|Jill and David Boyd|
Thank you David Boyd for sharing your sermon from the weekend of June29-30.
An audio file for this can be found on our web-site: http://www.discoverstmark.org/308226.ihtml
You speak to your people from burning bushes, from whirlwinds, and from silence;
Speak to each of us today in a voice that we recognize,
so we may understand your call to us through your word,
And as we hear and understand, gives us hearts to follow; living lives filled with the love and compassion.
We pray this in the name of Christ Jesus. Amen.
51 When the days drew near for him to be taken up, he set his face to go to Jerusalem. 52And he sent messengers ahead of him. On their way they entered a village of the Samaritans to make ready for him; 53but they did not receive him, because his face was set towards Jerusalem. 54When his disciples James and John saw it, they said, ‘Lord, do you want us to command fire to come down from heaven and consume them?’* 55But he turned and rebuked them. 56Then* they went on to another village.
Would-Be Followers of Jesus
57 As they were going along the road, someone said to him, ‘I will follow you wherever you go.’ 58And Jesus said to him, ‘Foxes have holes, and birds of the air have nests; but the Son of Man has nowhere to lay his head.’ 59To another he said, ‘Follow me.’ But he said, ‘Lord, first let me go and bury my father.’ 60But Jesus* said to him, ‘Let the dead bury their own dead; but as for you, go and proclaim the kingdom of God.’ 61Another said, ‘I will follow you, Lord; but let me first say farewell to those at my home.’ 62Jesus said to him, ‘No one who puts a hand to the plough and looks back is fit for the kingdom of God.’

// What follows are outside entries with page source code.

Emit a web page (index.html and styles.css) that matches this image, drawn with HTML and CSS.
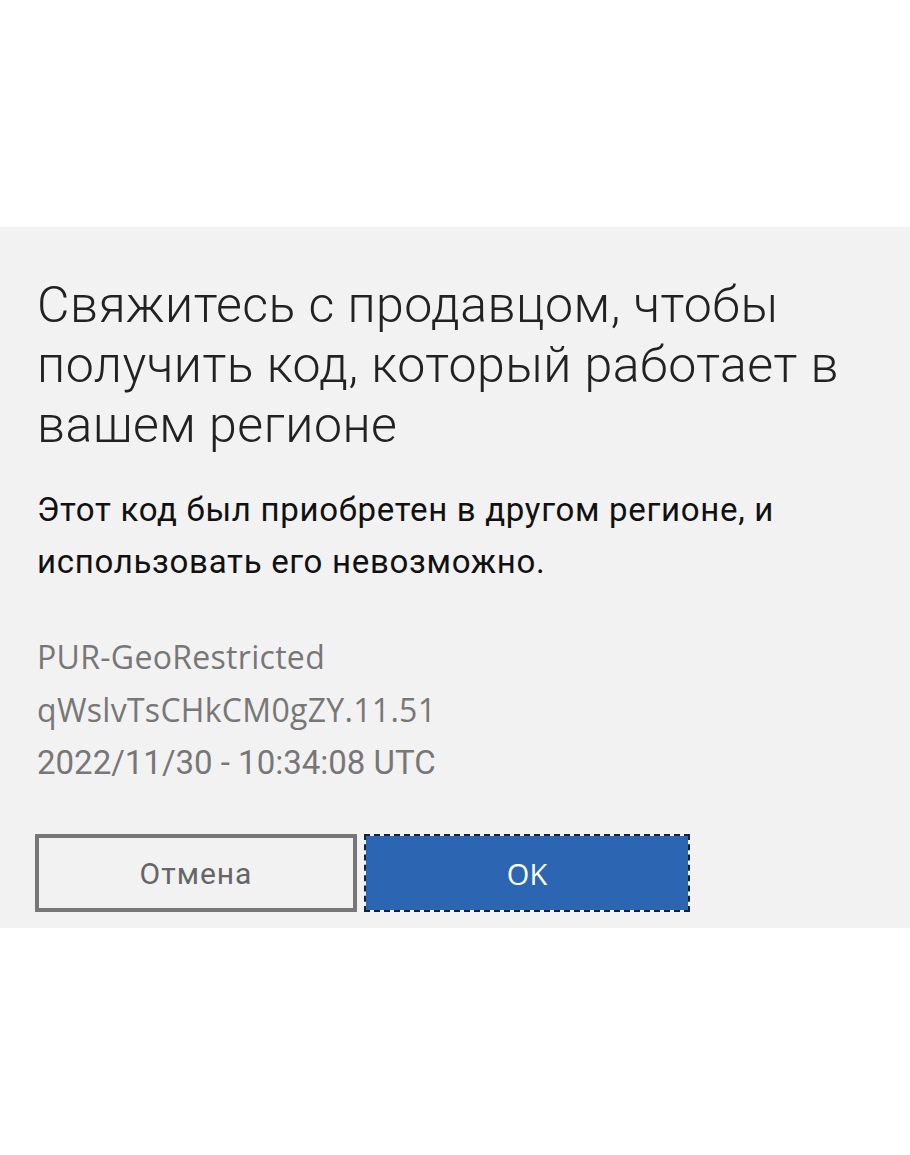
FILE: index.html
```html
<!DOCTYPE html>
<html lang="ru">
<head>
<meta charset="utf-8">
<title>Ошибка</title>
<link rel="stylesheet" href="styles.css">
</head>
<body>
<div class="page">
  <section class="dialog">
    <h1 class="title">Свяжитесь с продавцом, чтобы получить код, который работает в вашем регионе</h1>
    <p class="message">Этот код был приобретен в другом регионе, и использовать его невозможно.</p>
    <div class="codes">
      <div class="code">PUR-GeoRestricted</div>
      <div class="code">qWslvTsCHkCM0gZY.11.51</div>
      <div class="code code-date">2022/11/30 - 10:34:08 UTC</div>
    </div>
    <div class="actions">
      <button class="btn btn-cancel">Отмена</button>
      <button class="btn btn-ok">OK</button>
    </div>
  </section>
</div>
</body>
</html>
```

FILE: styles.css
```css
html, body {
  margin: 0;
  padding: 0;
  background: #ffffff;
}
.page {
  width: 910px;
  height: 1155px;
  padding-top: 227px;
  box-sizing: border-box;
}
.dialog {
  background: #f2f2f2;
  padding: 48px 20px 17px 37px;
  box-sizing: border-box;
  height: 701px;
}
.title {
  margin: 0;
  font-family: Roboto, "Liberation Sans", sans-serif;
  font-weight: 300;
  font-size: 50px;
  letter-spacing: 0.5px;
  line-height: 60px;
  color: #222222;
  max-width: 840px;
}
.message {
  margin: 29px 0 0 0;
  font-family: Roboto, "Liberation Sans", sans-serif;
  font-weight: 400;
  font-size: 33px;
  letter-spacing: 0.7px;
  line-height: 52px;
  color: #111111;
  max-width: 780px;
}
.codes {
  margin-top: 42px;
  font-family: "Open Sans", "Noto Sans", sans-serif;
  font-size: 32px;
  letter-spacing: 0.3px;
  line-height: 53px;
  color: #777777;
}
.code-date {
  font-family: Roboto, "Liberation Sans", sans-serif;
  font-size: 33px;
  letter-spacing: 0;
}
.actions {
  display: flex;
  gap: 7px;
  margin-top: 45px;
  margin-left: -2px;
}
.btn {
  height: 78px;
  box-sizing: border-box;
  cursor: pointer;
}
.btn-cancel {
  width: 322px;
  background: #f2f2f2;
  border: 4px solid #777777;
  color: #666666;
  font-family: Roboto, "Liberation Sans", sans-serif;
  font-size: 30px;
  letter-spacing: 1px;
}
.btn-ok {
  width: 326px;
  background: #2c65b1;
  background-clip: padding-box;
  border: 2px dashed #12223e;
  color: #ffffff;
  font-family: "Open Sans", "Noto Sans", sans-serif;
  font-size: 29px;
}
```
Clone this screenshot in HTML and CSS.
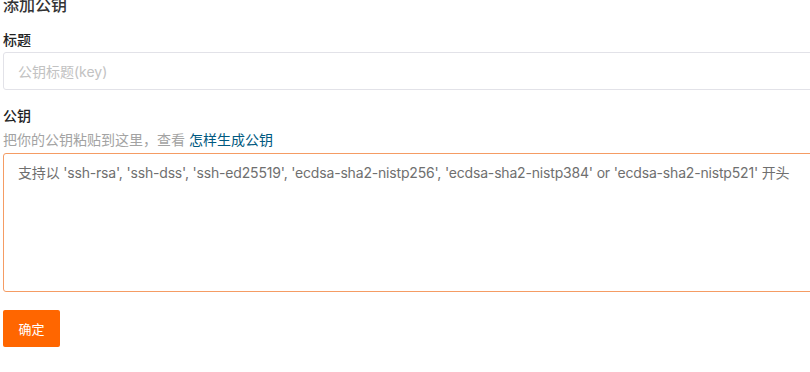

At this point in the gospel according to Luke, Jesus knows where he is going and he is clearly determined to get there. Jesus has “set his face to go to Jerusalem,” and nothing apparently is going to get in his way. Rather than choosing a route to Jerusalem that would take him and his disciples through friendly territory, Jesus chooses the most direct route to Jerusalem by traveling through Samaria. And, not surprisingly, the Samaritan’s historic hostility towards Jews quickly surfaces as they refuse to receive him and his followers, leaving them without shelter. Angered by the insult, James and John ask Jesus if they can exact vengence on the Samaritans. But as we might expect, Jesus rejects their appeals for a violent retribution against the Samarians and simply moves on to the next village.